Two recent reports caught my eye concerning African swine fever virus over the past couple of weeks. The first is a report from Australia where a recent emphasis on inspection and detection at airports for smuggled pork products found that 22% were positive for ASFV. The second was a report that a drop in pork prices in China in November was due to a significant liquidation of frozen pork supplies. The reason for the liquidation was that the Chinese government had announced that they were going to test frozen stores for ASFV. All positive lots were to be destroyed.
The simple fact is that this world has never seen the existence of so much virus from this disease. It is a tough, long-lived virus that has contaminated pigs, pig production and processing facilities, the surrounding environment plus the pork supply in much of Southeast Asia. Nonetheless, producers are actively learning how to manage pig production under this constant threat. Many are succeeding by reducing the amount of ASFV produced in an outbreak, eliminating it more quickly, and defining the major risks of reintroduction.
Viewing ASFV as a biological contaminant draws good parallels with the struggles of chemical contamination. There are essentially four separate considerations in controlling contamination. It begins with limiting the original contamination. Once contamination is identified, it is followed by physical removal of the contaminant where possible, degrading the remaining contaminants and limiting the exposure to any residues.
The first aim is to lessen the extent of on-farm outbreaks. Chinese producers have the option of on-farm testing. Many farms, particularly sow units, test all sows that have high fevers or are dead. If found positive, sows in immediate contact are euthanized and also tested. The farm then has the option to wait and see if the disease has spread or depopulate the barn or herd. With the latter, the contamination rate is much lower than with a full outbreak, making cleanup more likely to be successful.
The math of it all is that we begin with a contaminated site, trucks, boots, feed supply, pork supply, etc. The numbers of ASF viruses can be in the trillions or more. In some cases we can mechanically clean and eliminate a percentage of the virus but is never absolute and dependent on the cleanability. Challenging surfaces such as wooden boxes on trucks need to be replaced with metal, and old concrete needs to be resurfaced.
After cleaning, the major measure for decontamination is the half-life.

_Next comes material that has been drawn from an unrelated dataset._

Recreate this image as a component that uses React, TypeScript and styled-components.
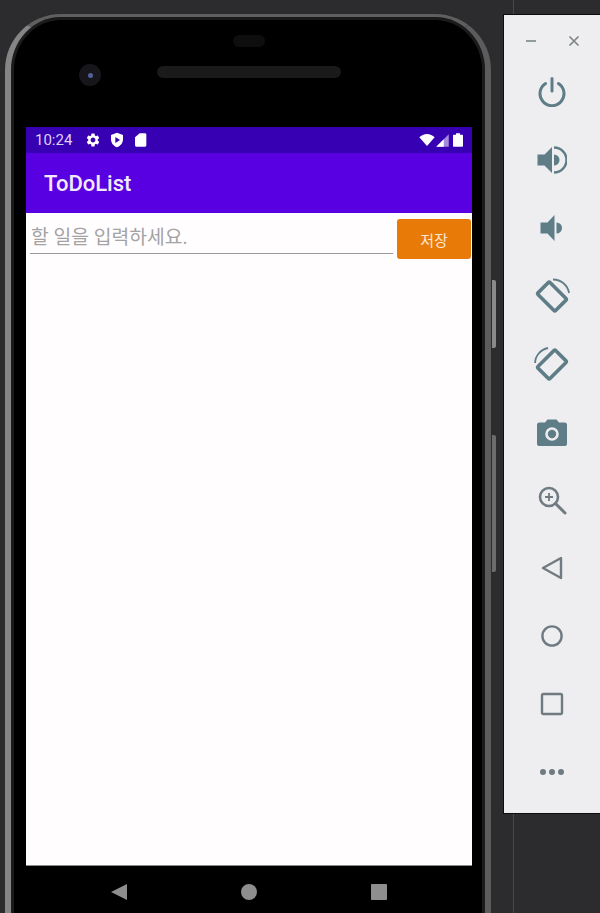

For any long-lived contaminant there is a measure of days, hours or minutes over which the population of viruses is halved. The challenge with talking half-lives is that there are no absolutes, but just reductions to acceptable risks. Heat, disinfectants and desiccation all need time to work, and the aim is to reduce the half-life from what is often measured in days to minutes. The aim is thus to reduce the exposure to an acceptable risk.
But what is an acceptable risk? Often, we have spoken in terms of an infectious dose, where we can reliably expect a pig to become infected. The converse, however, where the question is what dosage at which a pig will reliably not become infected is harder to define. It also depends on whether we are discussing a nursery in China or the industry of the United States. It cannot be tested, but a fair question is if a million pigs each ingested one live virus, can we reliably say no pig would be infected? The answer I hear is no.
Issues of safety from ASFV deviates from chemical models in that contamination of an infectious agent needs a higher level of vigilance and active engagement. Safety exists at a level that our tests cannot detect. It relies on the art of extrapolation of existing models and understanding of the elements of exposure.
For American farmers, this means not only putting safeguards at our borders, but also supporting efforts to reduce the amount of virus growing beyond our borders that can possibly enter the United States. With the large amount of virus currently being propagated, the probability that ASFV is entering the United States has increased significantly. The risk of herd infection is dependent on an understanding of broad exposures such as feed and smuggled pork products and the level of risk the industry can accept.